Probing the exchange field of a quantum-dot spin valve by a superconducting lead

Electrons in a quantum-dot spin valve, consisting of a single-level quantum dot coupled to two ferromagnetic leads with magnetizations pointing in arbitrary directions, experience an exchange field that is induced on the dot by the interplay of Coulomb interaction and quantum fluctuations. We show that a third, superconducting lead with large superconducting gap attached to the dot probes this exchange field very sensitively. In particular, we find striking signatures of the exchange field in the symmetric component of the supercurrent with respect to the bias voltage applied between the ferromagnets already for small values of the ferromagnets’ spin polarization.

Figure 1

(Color online) Schematic model of a quantum-dot spin valve with an additional superconducting electrode attached. A single-level quantum dot with excitation energies $\epsilon$ and $\epsilon +U$ is coupled to noncollinearly magnetized ferromagnets and a superconductor via tunnel barriers.

Figure 2

(Color online) Amplitude of the exchange field ${\mathbf{B}}_r\cdot {\mathbf{n}}_r$ in units of $p_r{\Gamma }_r$ for $k_{\text{B}}T=0.01U$, ${\Gamma }_{\text{S}}=0.4U$ as a function of the chemical potential ${\mu }_r$ and detuning $\delta$. The peaks and dips map out the Andreev bound states whose energies are indicated by dotted lines.

Figure 3

(Color online) Transport processes in the proximized quantum-dot spin valve. In the first process, the $|-⟩$ state is projected onto the $|0⟩$ state, pushing a Cooper pair into the superconductor as indicated by the double arrow. Then an electron tunnels in from the left lead, leaving the dot in the singly occupied state. Similarly, in the second process, an electron leaves the singly occupied dot to the right lead. Then, a Cooper pair enters from the superconductor to bring the dot in the state $|-⟩$. As both processes probe the empty contribution to $|-⟩$, their rates are proportional to $1+\delta /\left(2{\epsilon }_{\text{A}}\right)$. Similarly, the other two processes probe the doubly occupied component of $|-⟩$ such that their rates are proportional to $1-\delta /\left(2{\epsilon }_{\text{A}}\right)$.

Figure 4

(Color online) Current into the superconductor for a symmetric coupling, ${\Gamma }_{\text{L}}={\Gamma }_{\text{R}}$, ${\mu }_{\text{L}}=-{\mu }_{\text{R}}\equiv \mu$ and perpendicularly magnetized ferromagnets, $\varphi =\pi /2$. In the upper panel, we have $p=0.3$, while in the lower panel $p=0.95$. The solid (black) curves take into account the exchange field, it is neglected in the dashed (red) curves.

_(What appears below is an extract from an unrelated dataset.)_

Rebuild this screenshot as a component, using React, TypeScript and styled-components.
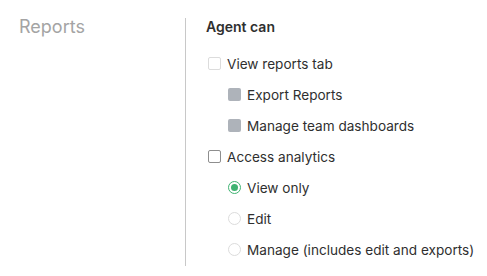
import React from "react";
import styled, { createGlobalStyle, css } from "styled-components";

const GlobalStyle = createGlobalStyle`
  html, body {
    margin: 0;
    padding: 0;
    background: #ffffff;
  }
  body {
    font-family: Inter, "Noto Sans", "Liberation Sans", sans-serif;
    -webkit-font-smoothing: antialiased;
  }
`;

const Page = styled.div`
  display: flex;
  align-items: flex-start;
  width: 487px;
  height: 276px;
  padding-top: 18px;
  box-sizing: border-box;
`;

const SideTitle = styled.div`
  width: 166px;
  padding-left: 19px;
  font-size: 18px;
  line-height: 17px;
  color: #a4a4a4;
`;

const Panel = styled.div`
  border-left: 1px solid #c8c8c8;
  padding-left: 20px;
  padding-bottom: 1px;
  display: flex;
  flex-direction: column;
`;

const Heading = styled.div`
  font-size: 14px;
  font-weight: 600;
  color: #2f2f2f;
  line-height: 17px;
  margin-bottom: 13px;
`;

const Row = styled.label<{ $indent?: boolean }>`
  display: flex;
  align-items: center;
  gap: 6px;
  height: 31px;
  flex-shrink: 0;
  padding-left: ${(p) => (p.$indent ? "22px" : "2px")};
  font-size: 13.6px;
  color: #2f2f2f;
`;

const Box = styled.span<{ $variant: "off" | "disabled" | "filled" }>`
  width: 13px;
  height: 13px;
  box-sizing: border-box;
  border-radius: 2px;
  flex-shrink: 0;
  ${(p) =>
    p.$variant === "off" &&
    css`
      border: 1px solid #8e8e8e;
      background: #fff;
    `}
  ${(p) =>
    p.$variant === "disabled" &&
    css`
      border: 1px solid #dcdcdc;
      background: #fff;
    `}
  ${(p) =>
    p.$variant === "filled" &&
    css`
      background: #aeb3ba;
    `}
`;

const Radio = styled.span<{ $checked?: boolean }>`
  width: 13px;
  height: 13px;
  box-sizing: border-box;
  border-radius: 50%;
  flex-shrink: 0;
  display: flex;
  align-items: center;
  justify-content: center;
  border: 1px solid ${(p) => (p.$checked ? "#3fb372" : "#dcdcdc")};
  background: #fff;
  &::after {
    content: "";
    display: ${(p) => (p.$checked ? "block" : "none")};
    width: 7px;
    height: 7px;
    border-radius: 50%;
    background: #3fb372;
  }
`;

export default function App() {
  return (
    <>
      <GlobalStyle />
      <Page>
        <SideTitle>Reports</SideTitle>
        <Panel>
          <Heading>Agent can</Heading>
          <Row>
            <Box $variant="disabled" />
            View reports tab
          </Row>
          <Row $indent>
            <Box $variant="filled" />
            Export Reports
          </Row>
          <Row $indent>
            <Box $variant="filled" />
            Manage team dashboards
          </Row>
          <Row>
            <Box $variant="off" />
            Access analytics
          </Row>
          <Row $indent>
            <Radio $checked />
            View only
          </Row>
          <Row $indent>
            <Radio />
            Edit
          </Row>
          <Row $indent>
            <Radio />
            Manage (includes edit and exports)
          </Row>
        </Panel>
      </Page>
    </>
  );
}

Other parameters are $\delta =0.2U$, ${\Gamma }_{\text{S}}=0.4U$, and $k_{\text{B}}T=0.01U$.

Figure 5

(Color online) When the third lead is a normal metal instead of a superconductor, a finite current flows for any magnetic configuration, thereby completely obscuring the exchange field effects for small polarizations. Parameters are $\delta =0.4U$, ${\Gamma }_r={\Gamma }_{\text{N}}$, $p=0.3$, and $k_{\text{B}}T=0.01U$.

Figure 6

(Color online) Influence of spin relaxation on the supercurrent in the noncollinear configuration. As the spin accumulation is reduced, the supercurrent is decreased. However, the exchange field effects still prevail. Polarization is $p=0.95$, other parameters as in Fig. 3.

Figure 7

(Color online) Symmetrized and antisymmetrized current into the superconductor as a function of bias voltage for different magnetic configurations and small ($p=0.3$, upper panel) and large ($p=0.95$, lower panel) polarizations. The asymmetry is $a=0.05$, other parameters as in Fig. 4.